*Information supplied*
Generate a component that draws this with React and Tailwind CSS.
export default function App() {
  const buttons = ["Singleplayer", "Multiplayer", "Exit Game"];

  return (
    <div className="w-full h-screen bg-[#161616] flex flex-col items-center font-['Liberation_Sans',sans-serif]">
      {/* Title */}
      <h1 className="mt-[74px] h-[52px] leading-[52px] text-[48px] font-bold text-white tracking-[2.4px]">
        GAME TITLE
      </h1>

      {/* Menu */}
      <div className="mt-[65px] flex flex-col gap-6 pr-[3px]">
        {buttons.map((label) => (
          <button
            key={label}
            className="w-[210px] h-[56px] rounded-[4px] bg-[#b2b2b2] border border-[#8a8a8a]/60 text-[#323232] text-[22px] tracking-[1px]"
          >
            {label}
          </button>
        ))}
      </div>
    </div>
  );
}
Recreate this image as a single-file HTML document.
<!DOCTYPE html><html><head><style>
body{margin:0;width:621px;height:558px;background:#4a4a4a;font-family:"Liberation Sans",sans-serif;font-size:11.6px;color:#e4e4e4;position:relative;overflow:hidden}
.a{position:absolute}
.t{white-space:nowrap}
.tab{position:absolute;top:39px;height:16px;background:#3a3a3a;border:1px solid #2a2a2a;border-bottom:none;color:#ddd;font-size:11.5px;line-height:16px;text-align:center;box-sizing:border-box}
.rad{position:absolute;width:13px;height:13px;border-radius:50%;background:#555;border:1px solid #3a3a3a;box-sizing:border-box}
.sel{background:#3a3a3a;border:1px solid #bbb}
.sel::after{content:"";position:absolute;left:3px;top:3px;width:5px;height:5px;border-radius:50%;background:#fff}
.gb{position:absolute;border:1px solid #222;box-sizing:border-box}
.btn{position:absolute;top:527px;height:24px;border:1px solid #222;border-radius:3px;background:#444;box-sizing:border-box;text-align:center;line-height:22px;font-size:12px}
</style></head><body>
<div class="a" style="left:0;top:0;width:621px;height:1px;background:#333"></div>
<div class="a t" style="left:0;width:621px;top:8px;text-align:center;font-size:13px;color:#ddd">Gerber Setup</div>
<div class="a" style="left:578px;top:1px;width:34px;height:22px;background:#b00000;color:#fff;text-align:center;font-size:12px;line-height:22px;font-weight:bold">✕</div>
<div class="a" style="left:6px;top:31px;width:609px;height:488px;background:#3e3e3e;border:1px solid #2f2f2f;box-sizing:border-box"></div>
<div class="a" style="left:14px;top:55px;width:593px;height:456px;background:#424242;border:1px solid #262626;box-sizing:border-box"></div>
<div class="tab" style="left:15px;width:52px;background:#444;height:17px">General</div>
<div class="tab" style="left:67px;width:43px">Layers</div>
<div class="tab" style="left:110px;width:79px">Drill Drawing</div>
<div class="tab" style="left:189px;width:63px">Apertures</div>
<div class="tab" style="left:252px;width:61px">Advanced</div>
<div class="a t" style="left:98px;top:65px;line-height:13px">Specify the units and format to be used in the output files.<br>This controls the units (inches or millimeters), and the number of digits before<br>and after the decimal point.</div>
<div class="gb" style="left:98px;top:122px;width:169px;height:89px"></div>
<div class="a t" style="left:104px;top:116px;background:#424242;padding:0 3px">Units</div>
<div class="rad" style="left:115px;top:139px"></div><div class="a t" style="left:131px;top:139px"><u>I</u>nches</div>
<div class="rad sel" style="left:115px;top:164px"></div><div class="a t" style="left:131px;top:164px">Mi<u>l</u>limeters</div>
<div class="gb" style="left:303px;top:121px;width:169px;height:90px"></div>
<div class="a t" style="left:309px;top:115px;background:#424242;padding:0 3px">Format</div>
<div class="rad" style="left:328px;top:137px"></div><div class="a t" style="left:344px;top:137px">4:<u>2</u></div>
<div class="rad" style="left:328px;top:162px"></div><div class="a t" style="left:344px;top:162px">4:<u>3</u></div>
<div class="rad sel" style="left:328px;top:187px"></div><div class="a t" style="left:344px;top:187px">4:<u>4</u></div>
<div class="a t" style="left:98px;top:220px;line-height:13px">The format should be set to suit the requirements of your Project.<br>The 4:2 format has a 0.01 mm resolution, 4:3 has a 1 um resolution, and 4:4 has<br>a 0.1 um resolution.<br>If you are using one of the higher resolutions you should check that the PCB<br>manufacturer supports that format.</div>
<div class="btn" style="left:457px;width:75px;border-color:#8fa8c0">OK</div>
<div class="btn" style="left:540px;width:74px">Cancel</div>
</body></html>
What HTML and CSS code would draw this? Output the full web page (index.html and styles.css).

*Goal of the exercise*
Reproduce all of the records exactly.

*Correct output*
Generate a component that draws this with React and Tailwind CSS.
export default function App() {
  const buttons = ["Singleplayer", "Multiplayer", "Exit Game"];

  return (
    <div className="w-full h-screen bg-[#161616] flex flex-col items-center font-['Liberation_Sans',sans-serif]">
      {/* Title */}
      <h1 className="mt-[74px] h-[52px] leading-[52px] text-[48px] font-bold text-white tracking-[2.4px]">
        GAME TITLE
      </h1>

      {/* Menu */}
      <div className="mt-[65px] flex flex-col gap-6 pr-[3px]">
        {buttons.map((label) => (
          <button
            key={label}
            className="w-[210px] h-[56px] rounded-[4px] bg-[#b2b2b2] border border-[#8a8a8a]/60 text-[#323232] text-[22px] tracking-[1px]"
          >
            {label}
          </button>
        ))}
      </div>
    </div>
  );
}
Recreate this image as a single-file HTML document.
<!DOCTYPE html><html><head><style>
body{margin:0;width:621px;height:558px;background:#4a4a4a;font-family:"Liberation Sans",sans-serif;font-size:11.6px;color:#e4e4e4;position:relative;overflow:hidden}
.a{position:absolute}
.t{white-space:nowrap}
.tab{position:absolute;top:39px;height:16px;background:#3a3a3a;border:1px solid #2a2a2a;border-bottom:none;color:#ddd;font-size:11.5px;line-height:16px;text-align:center;box-sizing:border-box}
.rad{position:absolute;width:13px;height:13px;border-radius:50%;background:#555;border:1px solid #3a3a3a;box-sizing:border-box}
.sel{background:#3a3a3a;border:1px solid #bbb}
.sel::after{content:"";position:absolute;left:3px;top:3px;width:5px;height:5px;border-radius:50%;background:#fff}
.gb{position:absolute;border:1px solid #222;box-sizing:border-box}
.btn{position:absolute;top:527px;height:24px;border:1px solid #222;border-radius:3px;background:#444;box-sizing:border-box;text-align:center;line-height:22px;font-size:12px}
</style></head><body>
<div class="a" style="left:0;top:0;width:621px;height:1px;background:#333"></div>
<div class="a t" style="left:0;width:621px;top:8px;text-align:center;font-size:13px;color:#ddd">Gerber Setup</div>
<div class="a" style="left:578px;top:1px;width:34px;height:22px;background:#b00000;color:#fff;text-align:center;font-size:12px;line-height:22px;font-weight:bold">✕</div>
<div class="a" style="left:6px;top:31px;width:609px;height:488px;background:#3e3e3e;border:1px solid #2f2f2f;box-sizing:border-box"></div>
<div class="a" style="left:14px;top:55px;width:593px;height:456px;background:#424242;border:1px solid #262626;box-sizing:border-box"></div>
<div class="tab" style="left:15px;width:52px;background:#444;height:17px">General</div>
<div class="tab" style="left:67px;width:43px">Layers</div>
<div class="tab" style="left:110px;width:79px">Drill Drawing</div>
<div class="tab" style="left:189px;width:63px">Apertures</div>
<div class="tab" style="left:252px;width:61px">Advanced</div>
<div class="a t" style="left:98px;top:65px;line-height:13px">Specify the units and format to be used in the output files.<br>This controls the units (inches or millimeters), and the number of digits before<br>and after the decimal point.</div>
<div class="gb" style="left:98px;top:122px;width:169px;height:89px"></div>
<div class="a t" style="left:104px;top:116px;background:#424242;padding:0 3px">Units</div>
<div class="rad" style="left:115px;top:139px"></div><div class="a t" style="left:131px;top:139px"><u>I</u>nches</div>
<div class="rad sel" style="left:115px;top:164px"></div><div class="a t" style="left:131px;top:164px">Mi<u>l</u>limeters</div>
<div class="gb" style="left:303px;top:121px;width:169px;height:90px"></div>
<div class="a t" style="left:309px;top:115px;background:#424242;padding:0 3px">Format</div>
<div class="rad" style="left:328px;top:137px"></div><div class="a t" style="left:344px;top:137px">4:<u>2</u></div>
<div class="rad" style="left:328px;top:162px"></div><div class="a t" style="left:344px;top:162px">4:<u>3</u></div>
<div class="rad sel" style="left:328px;top:187px"></div><div class="a t" style="left:344px;top:187px">4:<u>4</u></div>
<div class="a t" style="left:98px;top:220px;line-height:13px">The format should be set to suit the requirements of your Project.<br>The 4:2 format has a 0.01 mm resolution, 4:3 has a 1 um resolution, and 4:4 has<br>a 0.1 um resolution.<br>If you are using one of the higher resolutions you should check that the PCB<br>manufacturer supports that format.</div>
<div class="btn" style="left:457px;width:75px;border-color:#8fa8c0">OK</div>
<div class="btn" style="left:540px;width:74px">Cancel</div>
</body></html>
What HTML and CSS code would draw this? Output the full web page (index.html and styles.css).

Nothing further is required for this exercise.